La Convention Citoyenne pour le Climat s’était ouverte sur une promesse du Président de la République de soumettre ses propositions « sans filtre » au suffrage. Depuis, cette notion a été beaucoup glosée pour parvenir à l’idée d’un droit d’inventaire du Gouvernement sur les propositions citoyennes (voir ici). S’il ne nous appartient pas de juger des modalités de transposition dans notre ordre juridique de cette tentative de démocratie directe, nous devons dénoncer tout recul dans la protection des paysages.
La Convention explique, dans son rapport final, qu’« il semble difficile de consommer moins lorsque les incitations à la consommation, à tous les âges et sans en avoir le choix, sont aussi présentes dans la vie quotidienne » et recommande en conséquence que « l’exposition publicitaire soit [désormais] voulue par les individus ». A cette fin, elle propose d’« Interdire les panneaux publicitaires dans les espaces publics extérieurs, hors information locale et culturelle ainsi que les panneaux indiquant la localisation d’un lieu de distribution. » ainsi que « les affichages avec écran vidéo : DOOH (Digital Out Of Home)[...] dans l’espace public, les transports en commun et dans les points de vente ».
Ce constat est repris par le Gouvernement dans l’exposé des motifs de son avant-projet de loi portant lutte contre le dérèglement climatique : « Cette loi va ainsi agir pour transformer les modes de consommation (titre Ier). Nos habitudes de consommation, voire de surconsommation, ont en effet un impact important sur l’environnement. [...] La loi [...] entend [...] diminuer les incitations à la consommation en régulant le secteur de la publicité. Elle vise ainsi à modérer l’exposition des Français à la publicité et interdit la publicité pour les énergies fossiles qui sont directement responsables du changement climatique. » (Exposé des motifs, p. 4/21).

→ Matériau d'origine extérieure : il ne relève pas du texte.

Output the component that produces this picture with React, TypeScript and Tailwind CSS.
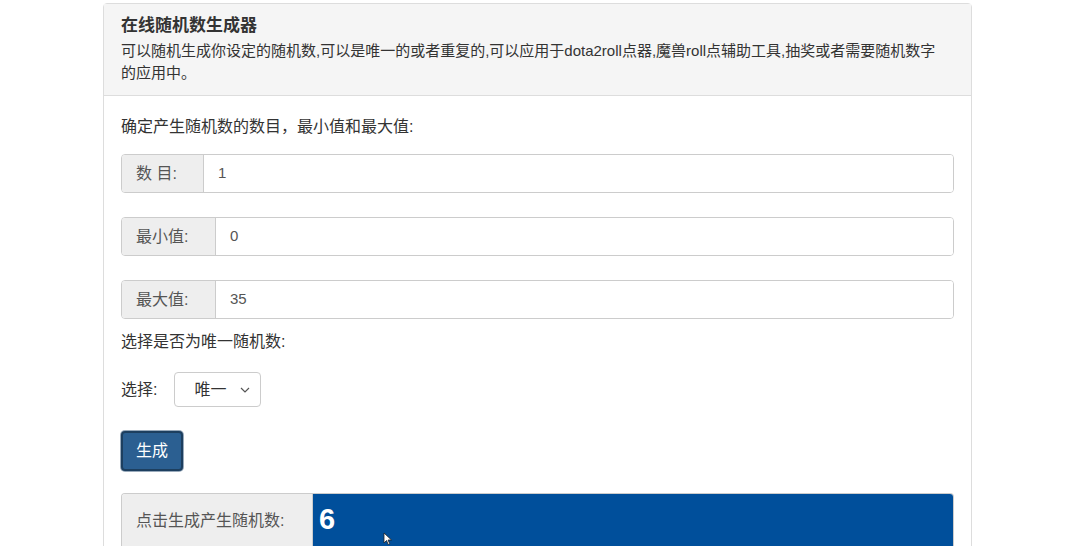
import React from 'react';

const font = { fontFamily: '"Liberation Sans", "Noto Sans CJK SC", sans-serif' };

function Field({ label, value, labelW }: { label: string; value: string; labelW: string }) {
  return (
    <div className="flex h-[39px] w-full rounded border border-[#cccccc] overflow-hidden">
      <div className={`${labelW} flex items-center pl-[14px] bg-[#eeeeee] border-r border-[#cccccc] text-[16px] text-[#555555]`}>
        {label}
      </div>
      <div className="flex-1 flex items-center px-[14px] bg-white text-[15px] text-[#555555]">{value}</div>
    </div>
  );
}

export default function App() {
  return (
    <div className="w-[1080px] h-[546px] bg-white overflow-hidden text-[#333333]" style={font}>
      <div className="ml-[103px] mt-[3px] w-[869px] rounded border border-[#dddddd]">
        {/* 标题区 */}
        <div className="bg-[#f5f5f5] border-b border-[#dddddd] px-[17px] pt-[9px] pb-[11px]">
          <h1 className="text-[17px] font-bold leading-[26px] text-[#333333]">在线随机数生成器</h1>
          <p className="text-[15px] leading-[22px] mt-[1px] pr-[12px]">
            可以随机生成你设定的随机数,可以是唯一的或者重复的,可以应用于dota2roll点器,魔兽roll点辅助工具,抽奖或者需要随机数字的应用中。
          </p>
        </div>

        {/* 表单 */}
        <div className="px-[17px] pt-[20px]">
          <p className="text-[16px] leading-[22px]">确定产生随机数的数目，最小值和最大值:</p>
          <div className="mt-[16px]">
            <Field label="数 目:" value="1" labelW="w-[82px]" />
          </div>
          <div className="mt-[24px]">
            <Field label="最小值:" value="0" labelW="w-[94px]" />
          </div>
          <div className="mt-[24px]">
            <Field label="最大值:" value="35" labelW="w-[94px]" />
          </div>
          <p className="text-[16px] leading-[22px] mt-[12px]">选择是否为唯一随机数:</p>
          <div className="flex items-center mt-[19px] gap-[17px]">
            <span className="text-[16px]">选择:</span>
            <div className="w-[87px] h-[35px] rounded border border-[#cccccc] flex items-center justify-between pl-[19px] pr-[10px] text-[16px]">
              <span>唯一</span>
              <svg width="10" height="6" viewBox="0 0 10 6" fill="none" stroke="#555" strokeWidth="1.2">
                <path d="M1 1l4 4 4-4" />
              </svg>
            </div>
          </div>
          <button className="mt-[24px] h-[40px] w-[62px] rounded border-2 border-[#1d3f5f] bg-[#2b5f91] text-white text-[16px] shadow-[0_0_0_1px_#9ab]">
            生成
          </button>
          <div className="mt-[22px] flex h-[60px] rounded-t border border-[#cccccc] border-b-0 overflow-hidden">
            <div className="w-[191px] bg-[#eeeeee] border-r border-[#cccccc] flex items-center pl-[14px] text-[16px] text-[#555555] pb-[6px]">
              点击生成产生随机数:
            </div>
            <div className="flex-1 bg-[#004f9b] flex items-start pl-[6px] pt-[4px] relative">
              <span className="text-white font-bold text-[29px]" style={{ fontFamily: '"Liberation Sans", Arial, sans-serif' }}>6</span>
              <svg className="absolute left-[70px] top-[38px]" width="9" height="13" viewBox="0 0 9 13">
                <path d="M1 1v10l2.5-2.5 1.8 4 1.5-.7-1.8-3.8H8.5z" fill="#fff" stroke="#222" strokeWidth="0.8" />
              </svg>
            </div>
          </div>
        </div>
      </div>
    </div>
  );
}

Mais sa traduction est stupéfiante. Elle consiste en effet, non pas à interdire ou à réduire fortement la publicité extérieure, mais à décentraliser de la police des infractions publicitaires : « L’article 6 décentralise le pouvoir de police de la publicité, qui sera désormais exercé par le maire, que la commune dispose ou non d’un règlement local de publicité. Pour agir sur la publicité extérieure qu’elle soit papier ou numérique, aspiration exprimée par la Convention citoyenne pour le climat et une part grandissante de la société, le maire, proche du terrain et des citoyens, est en effet le plus à même de produire et faire respecter des réglementations adaptées à son territoire et à ses réalités. Actuellement, la compétence en matière de réglementation et de police de la publicité est partagée entre les préfets (régime de droit commun) et les collectivités, uniquement lorsque celles-ci se sont dotées d’un règlement local de publicité. La possibilité sera ouverte aux maires de transférer leurs compétences en matière de police de la publicité au président de l’EPCI. » (Exposé des motifs, p. 7/21).
Ainsi, les infractions - qui sont massives dans ce domaines (voir Sites & Monuments n°221 de 2014 ou, par exemple, ici) - ne seront plus sanctionnées par le préfet qui est aujourd’hui titulaire de la police de la publicité dans les petites communes (non dotées d’un Règlement local de publicité) et qui peut se substituer aux communes négligentes titulaires d’un tel règlement. L’Etat déserte tout simplement ce secteur de la politique nationale du paysage en livrant les collectivités à elles-mêmes tout en affaiblissant l’action des associations de protection des paysages.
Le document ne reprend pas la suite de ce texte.